Finding trust in mediated information is work on our parts. Here are a few things we can do to be able to rely on information. This process can be used for any information source whether it be online articles, nonfiction books, scholarly articles, works of fiction or the evening news.  

  1. Identify and consider the biases you bring into your research.
  2. After reading or listening to an information source, ask yourself what you just learned and what do you still want to know. Starting with this basic step can be very enlightening.
  3. Ask what is the author saying or arguing? How is the author making their case? Why does this matter to the reader?
  4. For whom is this information intended?
  5. Read, watch, and listen widely. Don't rely solely on the citations you're able to locate from one or two research papers. Don't work in an information bubble. 
  6. Whenever possible, go to the original report, video, image, filing or brief. This primary source material will provide you with unmediated facts. Then, think about how the news item was trying to make you feel. What emotional language was used?

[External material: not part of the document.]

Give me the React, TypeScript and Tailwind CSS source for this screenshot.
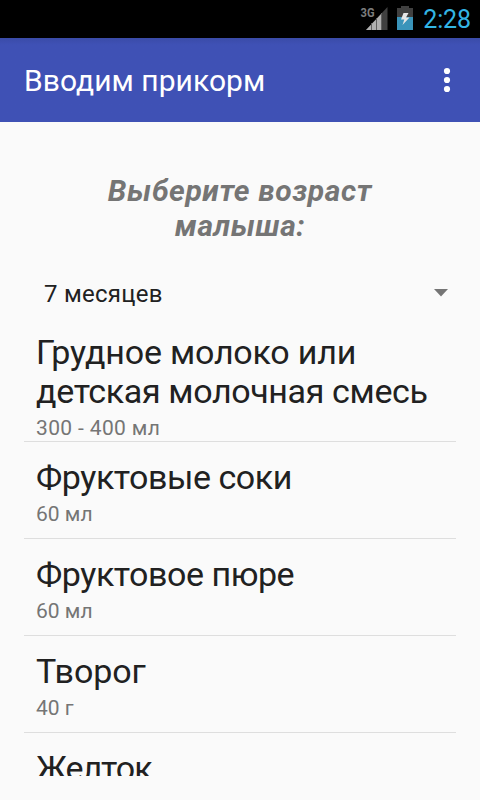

  7. Take the time to read and analyze the research process as describe in the essay you're reading. Do the results match the conclusions? How large was the test group? How solid is the methodology?
  8. What do you know about the author? What is their background? How might they be trying to position you?
  9. Is this information provided through a free or paid source? Did you have to provide any of your personal data to access the information? (Giving up your personal information is a price you pay.)
  10. How are you being positioned? What is the bias in this piece? What do they want you to think? feel? Pay attention to adjectives and pejorative language.
  11. What do you know about the source that delivered the news item? Who is on their board? Who are their main contributors? What is there stated purpose or mission? Who funded the research?
  12. What does the quality of the images, writing and spelling indicate about the integrity of this source?